Escribir sobre la intolerancia siempre da resultado. Cada publicación sobre el tema suma infinidad de aprobaciones en redes sociales y numerosos comentarios de la gente que suele condenar esa forma de proceder.
A la gente le encanta estar de acuerdo en que vivimos en comunidades poco tolerantes cuando no, decididamente, intolerantes. Pero los resultados de los debates sobre la intolerancia son tan efímeros como efímeras son la mayoría de las noticias que compartimos y de los artículos que escribimos.
Sirve como momento de reflexión, crítica, análisis de situación y casi nada más que eso. Está claro que a nadie le gusta recibir la etiqueta de “intolerante” salvo aquel que, por un comportamiento decididamente patológico, decide encarnar esa forma de ser. Es el “contrera”, el que opina con nada de corrección política, el que parece cómodo recibiendo dardos y rechazos, el que hace de la controversia una forma de ser alguien en la comunidad.

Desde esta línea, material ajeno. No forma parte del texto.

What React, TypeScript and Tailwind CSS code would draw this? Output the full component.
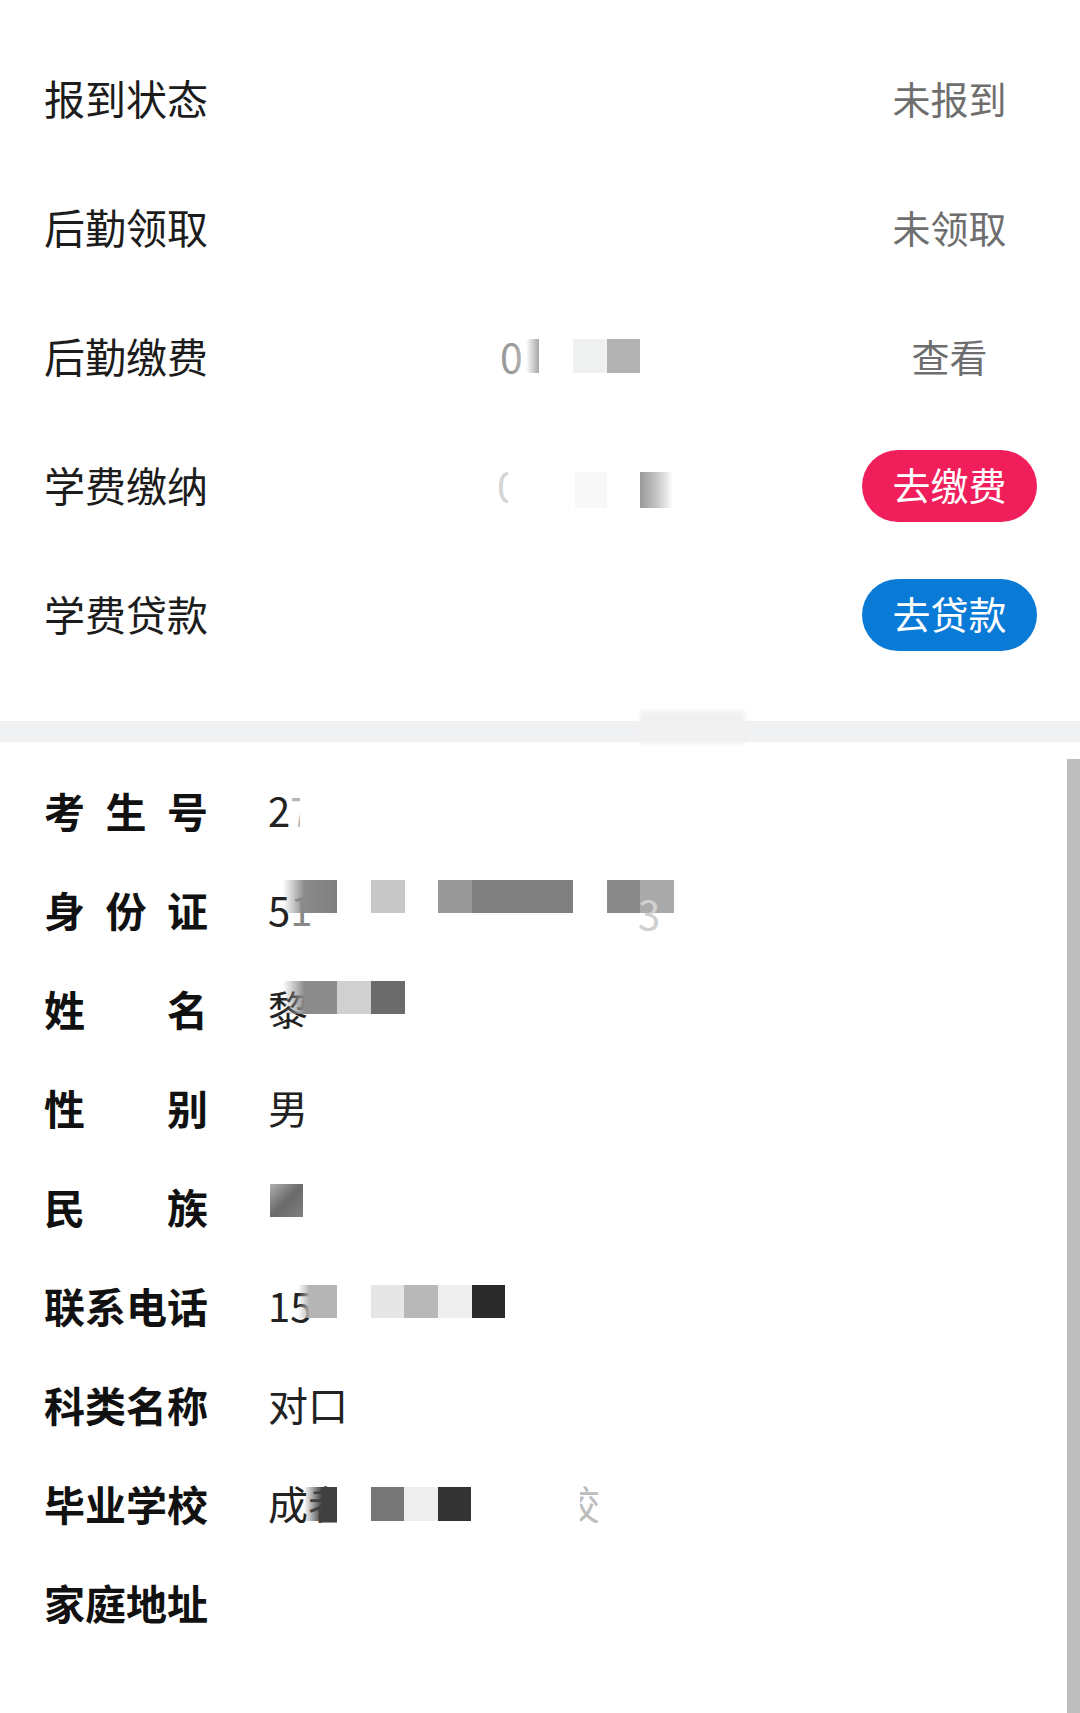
import React from "react";

type Block = { l: number; t: number; w: number; h: number; c: string };

const FONT = { fontFamily: '"Noto Sans CJK SC", "Noto Sans", sans-serif' };

function Blocks({ items }: { items: Block[] }) {
  return (
    <>
      {items.map((b, i) => (
        <div
          key={i}
          className={`absolute ${b.c}`}
          style={{ left: b.l, top: b.t, width: b.w, height: b.h }}
        />
      ))}
    </>
  );
}

function TopRow({
  label,
  middle,
  right,
}: {
  label: string;
  middle?: React.ReactNode;
  right: React.ReactNode;
}) {
  return (
    <div className="flex h-[129px] items-center pl-[44px] pr-[43px]">
      <div className="w-[453px] pb-[6px] text-[41px] leading-none text-[#1c1c1c]">{label}</div>
      <div className="relative flex h-full flex-1 items-center pb-[6px]">{middle}</div>
      <div className="flex w-[175px] justify-center pb-[4px]">{right}</div>
    </div>
  );
}

function Label({ chars }: { chars: string[] }) {
  return (
    <div className="flex w-[164px] justify-between pb-[5px] text-[41px] font-bold leading-none text-[#111]">
      {chars.map((c, i) => (
        <span key={i}>{c}</span>
      ))}
    </div>
  );
}

function InfoRow({ chars, children }: { chars: string[]; children?: React.ReactNode }) {
  return (
    <div className="flex h-[99px] items-center pl-[44px]">
      <Label chars={chars} />
      <div className="relative ml-[60px] flex h-full flex-1 items-center pb-[6px] text-[40px] leading-none text-[#222]">
        {children}
      </div>
    </div>
  );
}

export default function App() {
  return (
    <div className="relative h-[1713px] w-[1080px] overflow-hidden bg-white" style={FONT}>
      {/* top section */}
      <div className="pt-[36px] pb-[40px]">
        <TopRow label="报到状态" right={<span className="pb-[2px] text-[38px] leading-none text-[#6e6e6e]">未报到</span>} />
        <TopRow label="后勤领取" right={<span className="pb-[2px] text-[38px] leading-none text-[#6e6e6e]">未领取</span>} />
        <TopRow
          label="后勤缴费"
          middle={
            <>
              <span className="ml-[3px] text-[41px] leading-none text-[#9a9a9a]">0</span>
              <Blocks
                items={[
                  { l: 16, t: 45, w: 26, h: 34, c: "bg-gradient-to-r from-white/0 via-white/40 to-[#a6a6a6]" },
                  { l: 76, t: 45, w: 34, h: 34, c: "bg-[#eff0f0]" },
                  { l: 110, t: 45, w: 33, h: 34, c: "bg-[#b3b3b3]" },
                ]}
              />
            </>
          }
          right={<span className="pb-[2px] text-[38px] leading-none text-[#6e6e6e]">查看</span>}
        />
        <TopRow
          label="学费缴纳"
          middle={
            <>
              <span className="inline-block w-[11px] overflow-hidden text-[41px] leading-none text-[#d4d4d4]">0</span>
              <Blocks
                items={[
                  { l: 78, t: 49, w: 32, h: 36, c: "bg-[#f8f8f8]" },
                  { l: 143, t: 49, w: 33, h: 36, c: "bg-gradient-to-r from-[#9a9a9a] via-[#c4c4c4] to-white" },
                ]}
              />
            </>
          }
          right={
            <div className="flex h-[72px] w-[175px] items-center justify-center rounded-full bg-[#f01f5b] pb-[4px] text-[38px] leading-none text-white">
              去缴费
            </div>
          }
        />
        <TopRow
          label="学费贷款"
          right={
            <div className="flex h-[72px] w-[175px] items-center justify-center rounded-full bg-[#0a7ad7] pb-[4px] text-[38px] leading-none text-white">
              去贷款
            </div>
          }
        />
      </div>

      {/* separator */}
      <div className="relative h-[21px] bg-[#f0f1f3]">
        <div className="absolute left-[640px] top-[-10px] h-[33px] w-[105px] bg-[#f0f0f0] blur-[2px]" />
      </div>

      {/* info section */}
      <div className="pt-[21px]">
        <InfoRow chars={["考", "生", "号"]}>
          <span>2</span>
          <span className="inline-block w-[10px] overflow-hidden text-[#b5b5b5]">7</span>
        </InfoRow>
        <InfoRow chars={["身", "份", "证"]}>
          <span>5</span>
          <span className="text-[#888]">1</span>
          <Blocks
            items={[
              { l: 15, t: 18, w: 54, h: 33, c: "bg-gradient-to-r from-white/0 via-[#8a8a8a] via-40% to-[#808080]" },
              { l: 103, t: 18, w: 34, h: 33, c: "bg-[#c8c8c8]" },
              { l: 170, t: 18, w: 34, h: 33, c: "bg-[#999999]" },
              { l: 204, t: 18, w: 101, h: 33, c: "bg-[#808080]" },
              { l: 339, t: 18, w: 33, h: 33, c: "bg-[#8a8a8a]" },
              { l: 372, t: 18, w: 34, h: 33, c: "bg-[#aaaaaa]" },
            ]}
          />
          <span className="absolute left-[370px] top-[31px] text-[40px] leading-none text-[#d0d0d0]">3</span>
        </InfoRow>
        <InfoRow chars={["姓", "名"]}>
          <span>黎</span>
          <Blocks
            items={[
              { l: 15, t: 20, w: 54, h: 33, c: "bg-gradient-to-r from-white/0 via-[#8c8c8c] via-40% to-[#8c8c8c]" },
              { l: 69, t: 20, w: 34, h: 33, c: "bg-[#d0d0d0]" },
              { l: 103, t: 20, w: 34, h: 33, c: "bg-[#6b6b6b]" },
            ]}
          />
        </InfoRow>
        <InfoRow chars={["性", "别"]}>
          <span>男</span>
        </InfoRow>
        <InfoRow chars={["民", "族"]}>
          <Blocks
            items={[{ l: 2, t: 25, w: 33, h: 33, c: "bg-gradient-to-br from-[#b0b0b0] via-[#6a6a6a] to-[#808080]" }]}
          />
        </InfoRow>
        <InfoRow chars={["联", "系", "电", "话"]}>
          <span>15</span>
          <Blocks
            items={[
              { l: 30, t: 27, w: 39, h: 33, c: "bg-gradient-to-r from-white/0 via-[#b5b5b5] via-30% to-[#b5b5b5]" },
              { l: 103, t: 27, w: 33, h: 33, c: "bg-[#e6e6e6]" },
              { l: 136, t: 27, w: 34, h: 33, c: "bg-[#b8b8b8]" },
              { l: 170, t: 27, w: 34, h: 33, c: "bg-[#efefef]" },
              { l: 204, t: 27, w: 33, h: 33, c: "bg-[#2a2a2a]" },
            ]}
          />
        </InfoRow>
        <InfoRow chars={["科", "类", "名", "称"]}>
          <span>对口</span>
        </InfoRow>
        <InfoRow chars={["毕", "业", "学", "校"]}>
          <span>成</span>
          <span className="inline-block w-[29px] overflow-hidden text-[#444]">者</span>
          <Blocks
            items={[
              { l: 36, t: 31, w: 33, h: 34, c: "bg-gradient-to-r from-white/0 via-[#404040] via-55% to-[#404040]" },
              { l: 103, t: 31, w: 33, h: 34, c: "bg-[#777777]" },
              { l: 136, t: 31, w: 34, h: 34, c: "bg-[#eeeeee]" },
              { l: 170, t: 31, w: 33, h: 34, c: "bg-[#333333]" },
            ]}
          />
          <span className="absolute left-[312px] top-[27px] inline-block w-[20px] overflow-hidden text-[40px] leading-none text-[#bdbdbd]">
            <span className="-ml-[20px] inline-block">校</span>
          </span>
        </InfoRow>
        <InfoRow chars={["家", "庭", "地", "址"]} />
      </div>

      {/* scrollbar */}
      <div className="absolute bottom-0 right-0 top-[759px] w-[13px] bg-[#bdbdbd]" />
    </div>
  );
}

El resto prefiere no recibir la etiqueta, el rótulo, el adjetivo porque está mal visto ser intolerante. Lo curioso sobre el tema es que se utiliza para menoscabar al otro cuando piensa distinto y sostiene una creencia diferente a la mía.
Lo hemos visto, recientemente, en el debate antinómico por la legalización del aborto en Argentina. Hemos escuchado a sectores de la Iglesia pronunciarse sobre la intolerancia de las muchachas de pañuelo verde, sobre cómo apretaron legisladores, sobre cómo enfrentaron casi violentamente a quienes los confrontaron en las calles.
Y desde movimientos feministas condenaron las mismas y exactas prácticas de intolerancia de los sectores de la Iglesia que marcharon en torno a la consigna “defendamos las dos vidas”.
Los extremos en ambas posturas revelaron que muchos abrigan un “pichón” de intolerante que aparece cuando no hay opción alguna de diálogo.